*TASK INSTRUCTIONS*
Take every line where the string "page" appears and copy it.
── EXTRACTED ENTRIES
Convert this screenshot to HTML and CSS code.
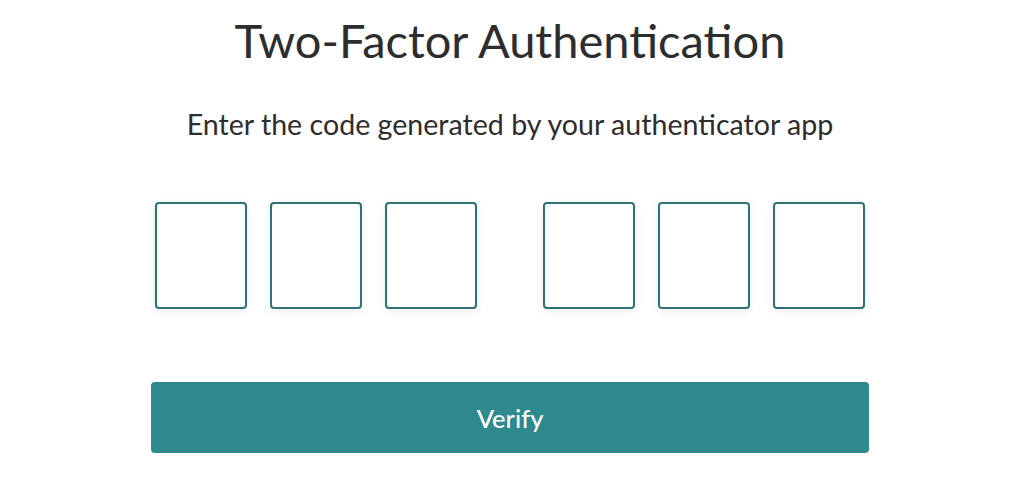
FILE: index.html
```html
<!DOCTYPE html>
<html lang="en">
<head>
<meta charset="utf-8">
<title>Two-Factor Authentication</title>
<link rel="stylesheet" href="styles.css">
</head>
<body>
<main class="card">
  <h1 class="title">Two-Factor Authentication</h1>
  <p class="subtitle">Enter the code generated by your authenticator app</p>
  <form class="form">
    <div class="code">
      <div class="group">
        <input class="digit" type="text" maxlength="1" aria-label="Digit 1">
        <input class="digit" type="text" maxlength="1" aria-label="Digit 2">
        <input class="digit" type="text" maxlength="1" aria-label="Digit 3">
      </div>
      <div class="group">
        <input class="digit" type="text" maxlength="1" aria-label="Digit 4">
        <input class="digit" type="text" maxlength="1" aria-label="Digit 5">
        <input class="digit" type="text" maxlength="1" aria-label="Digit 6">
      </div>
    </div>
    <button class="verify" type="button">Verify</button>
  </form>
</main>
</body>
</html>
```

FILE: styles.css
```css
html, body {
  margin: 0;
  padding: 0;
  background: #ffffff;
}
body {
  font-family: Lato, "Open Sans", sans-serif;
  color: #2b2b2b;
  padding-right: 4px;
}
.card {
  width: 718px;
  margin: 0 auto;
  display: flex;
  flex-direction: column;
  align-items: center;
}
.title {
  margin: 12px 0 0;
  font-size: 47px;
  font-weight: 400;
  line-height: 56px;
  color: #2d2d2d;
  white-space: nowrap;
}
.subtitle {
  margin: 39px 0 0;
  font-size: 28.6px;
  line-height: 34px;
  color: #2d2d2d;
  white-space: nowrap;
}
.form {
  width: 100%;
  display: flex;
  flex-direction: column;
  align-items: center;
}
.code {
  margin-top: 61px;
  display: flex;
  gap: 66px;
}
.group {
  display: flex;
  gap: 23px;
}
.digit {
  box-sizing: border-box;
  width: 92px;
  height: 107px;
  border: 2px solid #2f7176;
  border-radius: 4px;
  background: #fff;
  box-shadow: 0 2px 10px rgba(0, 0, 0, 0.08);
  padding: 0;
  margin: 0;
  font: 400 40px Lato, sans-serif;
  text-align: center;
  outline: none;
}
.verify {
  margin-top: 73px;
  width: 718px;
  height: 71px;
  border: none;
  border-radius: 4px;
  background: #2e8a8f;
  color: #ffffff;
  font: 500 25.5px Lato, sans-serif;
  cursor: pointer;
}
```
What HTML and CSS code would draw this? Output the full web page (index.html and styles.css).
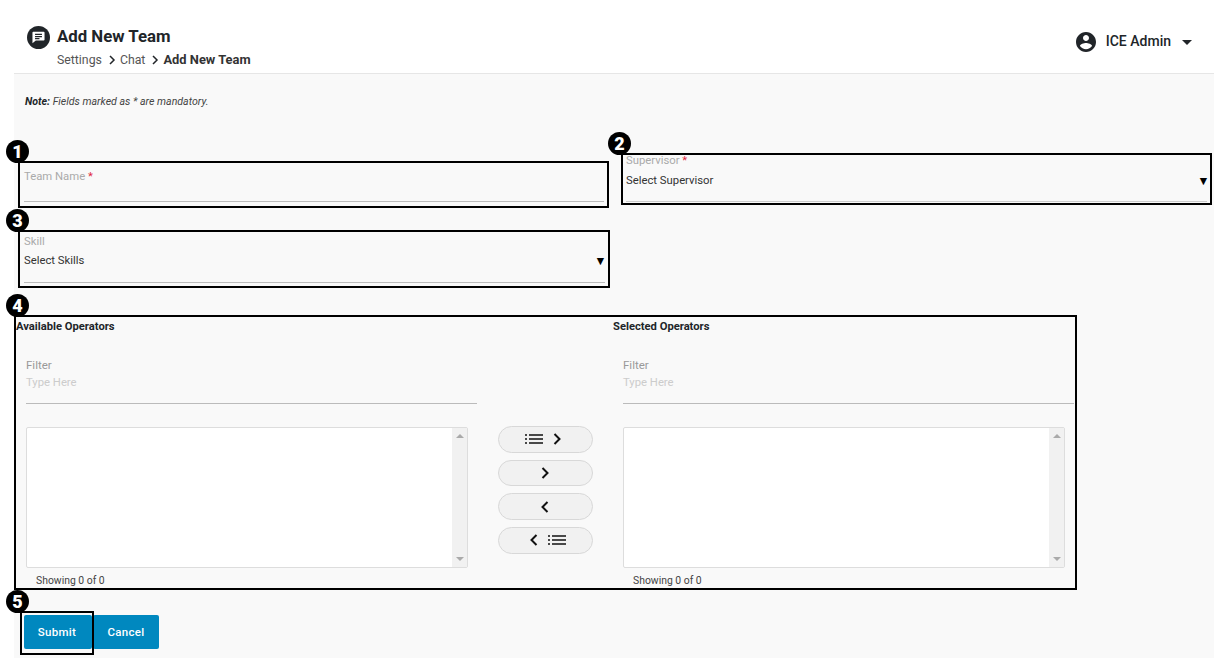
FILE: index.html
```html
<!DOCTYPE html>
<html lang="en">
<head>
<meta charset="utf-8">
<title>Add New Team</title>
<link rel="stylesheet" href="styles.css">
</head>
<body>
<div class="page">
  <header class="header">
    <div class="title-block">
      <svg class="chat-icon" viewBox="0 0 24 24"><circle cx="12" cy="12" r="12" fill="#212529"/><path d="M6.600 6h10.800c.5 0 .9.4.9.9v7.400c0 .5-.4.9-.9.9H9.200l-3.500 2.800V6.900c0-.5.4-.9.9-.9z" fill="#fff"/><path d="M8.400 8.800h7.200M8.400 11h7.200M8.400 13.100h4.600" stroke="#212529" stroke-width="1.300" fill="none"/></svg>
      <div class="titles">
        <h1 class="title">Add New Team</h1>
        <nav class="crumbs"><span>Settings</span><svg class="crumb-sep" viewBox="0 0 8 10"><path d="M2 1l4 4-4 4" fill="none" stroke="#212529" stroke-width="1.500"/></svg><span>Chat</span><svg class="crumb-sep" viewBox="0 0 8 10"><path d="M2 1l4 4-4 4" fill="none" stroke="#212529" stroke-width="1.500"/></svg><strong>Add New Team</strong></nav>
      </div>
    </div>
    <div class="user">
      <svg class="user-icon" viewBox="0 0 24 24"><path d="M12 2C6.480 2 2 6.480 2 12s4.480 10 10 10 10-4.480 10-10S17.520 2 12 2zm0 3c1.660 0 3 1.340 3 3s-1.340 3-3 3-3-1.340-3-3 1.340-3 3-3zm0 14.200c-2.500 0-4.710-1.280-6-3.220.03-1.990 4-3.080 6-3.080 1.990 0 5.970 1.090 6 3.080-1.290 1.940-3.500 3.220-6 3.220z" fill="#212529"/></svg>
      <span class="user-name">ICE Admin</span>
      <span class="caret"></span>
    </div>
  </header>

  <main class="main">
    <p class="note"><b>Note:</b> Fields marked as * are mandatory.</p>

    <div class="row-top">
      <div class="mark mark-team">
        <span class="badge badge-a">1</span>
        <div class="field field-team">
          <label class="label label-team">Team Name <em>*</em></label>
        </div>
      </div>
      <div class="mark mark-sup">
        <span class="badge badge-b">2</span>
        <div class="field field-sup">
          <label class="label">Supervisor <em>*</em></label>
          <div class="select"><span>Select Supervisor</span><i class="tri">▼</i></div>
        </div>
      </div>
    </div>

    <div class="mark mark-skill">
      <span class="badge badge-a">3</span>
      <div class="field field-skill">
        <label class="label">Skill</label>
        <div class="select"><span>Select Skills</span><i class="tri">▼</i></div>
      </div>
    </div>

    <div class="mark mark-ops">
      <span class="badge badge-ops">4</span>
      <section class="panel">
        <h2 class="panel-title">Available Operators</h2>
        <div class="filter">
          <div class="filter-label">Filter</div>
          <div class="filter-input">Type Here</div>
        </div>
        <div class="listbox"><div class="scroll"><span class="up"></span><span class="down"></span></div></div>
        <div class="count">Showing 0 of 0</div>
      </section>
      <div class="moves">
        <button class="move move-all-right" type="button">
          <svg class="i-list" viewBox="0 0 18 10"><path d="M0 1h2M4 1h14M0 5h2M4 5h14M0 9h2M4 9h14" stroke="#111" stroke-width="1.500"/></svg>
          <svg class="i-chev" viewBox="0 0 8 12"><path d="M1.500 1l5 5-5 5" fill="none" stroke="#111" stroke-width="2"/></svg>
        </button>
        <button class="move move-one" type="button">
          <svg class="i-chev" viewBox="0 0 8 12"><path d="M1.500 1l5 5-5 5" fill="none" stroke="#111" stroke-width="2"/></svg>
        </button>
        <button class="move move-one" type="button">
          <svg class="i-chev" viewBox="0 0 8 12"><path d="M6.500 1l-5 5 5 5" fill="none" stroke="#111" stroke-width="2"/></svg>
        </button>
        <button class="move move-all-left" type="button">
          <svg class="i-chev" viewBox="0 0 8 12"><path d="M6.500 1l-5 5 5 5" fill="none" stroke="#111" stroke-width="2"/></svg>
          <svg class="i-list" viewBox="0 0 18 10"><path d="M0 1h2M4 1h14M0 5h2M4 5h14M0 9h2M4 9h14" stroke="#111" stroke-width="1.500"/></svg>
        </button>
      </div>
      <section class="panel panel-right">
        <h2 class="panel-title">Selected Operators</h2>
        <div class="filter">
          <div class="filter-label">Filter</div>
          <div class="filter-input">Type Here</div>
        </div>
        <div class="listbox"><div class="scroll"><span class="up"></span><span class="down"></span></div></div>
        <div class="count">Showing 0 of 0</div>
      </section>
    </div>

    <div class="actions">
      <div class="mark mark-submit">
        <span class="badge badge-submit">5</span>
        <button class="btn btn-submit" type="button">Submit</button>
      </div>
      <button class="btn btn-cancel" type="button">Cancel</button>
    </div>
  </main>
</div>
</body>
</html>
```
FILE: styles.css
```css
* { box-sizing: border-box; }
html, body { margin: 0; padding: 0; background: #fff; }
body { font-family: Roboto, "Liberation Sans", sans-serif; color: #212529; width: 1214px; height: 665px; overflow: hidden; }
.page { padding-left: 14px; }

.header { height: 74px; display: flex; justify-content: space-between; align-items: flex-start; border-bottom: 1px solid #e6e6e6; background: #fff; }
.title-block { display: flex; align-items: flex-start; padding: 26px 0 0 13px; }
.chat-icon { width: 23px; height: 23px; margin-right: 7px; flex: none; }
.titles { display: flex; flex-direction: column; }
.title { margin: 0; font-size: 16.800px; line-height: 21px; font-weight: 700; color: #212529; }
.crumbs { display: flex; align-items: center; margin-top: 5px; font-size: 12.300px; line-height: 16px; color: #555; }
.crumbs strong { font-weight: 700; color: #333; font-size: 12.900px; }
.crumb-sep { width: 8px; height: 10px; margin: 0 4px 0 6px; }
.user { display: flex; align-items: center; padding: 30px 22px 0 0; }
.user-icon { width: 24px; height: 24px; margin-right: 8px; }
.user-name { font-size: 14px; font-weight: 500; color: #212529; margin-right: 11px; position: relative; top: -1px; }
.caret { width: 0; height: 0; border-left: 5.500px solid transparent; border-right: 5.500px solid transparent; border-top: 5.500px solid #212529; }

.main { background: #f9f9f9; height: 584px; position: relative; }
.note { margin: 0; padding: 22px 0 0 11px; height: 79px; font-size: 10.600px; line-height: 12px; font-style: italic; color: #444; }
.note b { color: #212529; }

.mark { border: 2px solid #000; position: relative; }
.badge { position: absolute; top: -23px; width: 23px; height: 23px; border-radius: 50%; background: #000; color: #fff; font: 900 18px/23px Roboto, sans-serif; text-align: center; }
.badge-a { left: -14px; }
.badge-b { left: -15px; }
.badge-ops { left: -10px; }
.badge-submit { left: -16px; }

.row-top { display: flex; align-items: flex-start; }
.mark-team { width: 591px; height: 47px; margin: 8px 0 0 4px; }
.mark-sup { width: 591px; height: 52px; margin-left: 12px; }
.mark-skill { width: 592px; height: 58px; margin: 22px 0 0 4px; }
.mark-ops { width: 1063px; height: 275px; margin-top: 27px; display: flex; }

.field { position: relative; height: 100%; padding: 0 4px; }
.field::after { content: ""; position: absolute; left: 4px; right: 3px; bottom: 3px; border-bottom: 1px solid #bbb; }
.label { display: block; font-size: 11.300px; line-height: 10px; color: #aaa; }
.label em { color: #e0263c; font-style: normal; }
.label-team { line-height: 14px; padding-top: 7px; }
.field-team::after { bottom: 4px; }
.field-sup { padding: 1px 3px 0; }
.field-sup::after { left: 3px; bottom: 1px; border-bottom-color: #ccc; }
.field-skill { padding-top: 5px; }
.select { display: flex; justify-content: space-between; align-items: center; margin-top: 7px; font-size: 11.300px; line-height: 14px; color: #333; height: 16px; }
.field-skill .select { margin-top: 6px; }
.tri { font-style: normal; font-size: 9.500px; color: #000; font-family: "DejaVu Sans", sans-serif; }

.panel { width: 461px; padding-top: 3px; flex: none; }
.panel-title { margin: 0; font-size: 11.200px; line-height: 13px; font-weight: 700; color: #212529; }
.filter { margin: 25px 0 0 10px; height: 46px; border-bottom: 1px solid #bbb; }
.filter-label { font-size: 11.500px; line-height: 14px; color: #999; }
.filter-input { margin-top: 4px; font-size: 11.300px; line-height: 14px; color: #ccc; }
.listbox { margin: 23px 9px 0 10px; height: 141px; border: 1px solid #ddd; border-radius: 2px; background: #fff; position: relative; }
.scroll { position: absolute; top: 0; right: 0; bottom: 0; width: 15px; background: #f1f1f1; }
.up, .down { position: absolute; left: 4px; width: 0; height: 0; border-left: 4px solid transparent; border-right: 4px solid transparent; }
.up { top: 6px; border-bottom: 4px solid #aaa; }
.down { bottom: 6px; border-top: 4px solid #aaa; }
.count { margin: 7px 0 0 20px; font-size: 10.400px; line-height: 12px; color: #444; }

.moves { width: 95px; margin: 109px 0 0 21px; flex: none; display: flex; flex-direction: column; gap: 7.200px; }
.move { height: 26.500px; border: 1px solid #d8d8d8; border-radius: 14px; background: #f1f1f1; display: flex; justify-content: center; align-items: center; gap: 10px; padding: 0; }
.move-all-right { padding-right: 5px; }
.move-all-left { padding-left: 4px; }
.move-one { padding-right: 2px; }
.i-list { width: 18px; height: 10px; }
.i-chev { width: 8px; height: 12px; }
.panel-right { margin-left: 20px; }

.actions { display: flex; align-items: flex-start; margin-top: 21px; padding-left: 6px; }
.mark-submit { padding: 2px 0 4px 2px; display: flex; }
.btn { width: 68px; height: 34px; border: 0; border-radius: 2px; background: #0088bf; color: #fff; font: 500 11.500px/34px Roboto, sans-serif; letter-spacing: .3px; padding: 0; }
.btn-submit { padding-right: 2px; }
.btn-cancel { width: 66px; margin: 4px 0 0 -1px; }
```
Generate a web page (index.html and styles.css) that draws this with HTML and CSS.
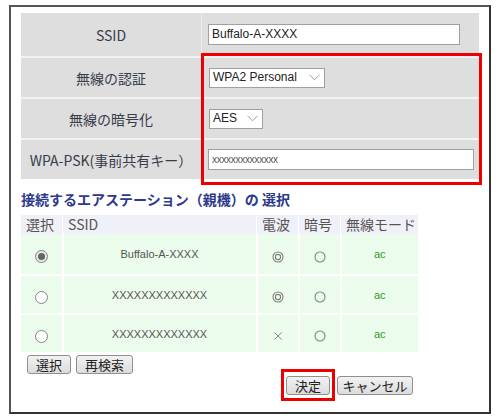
────
*SOLUTION*
What HTML and CSS code would draw this? Output the full web page (index.html and styles.css).
<div class="page">
.page { padding-left: 14px; }
Generate a web page (index.html and styles.css) that draws this with HTML and CSS.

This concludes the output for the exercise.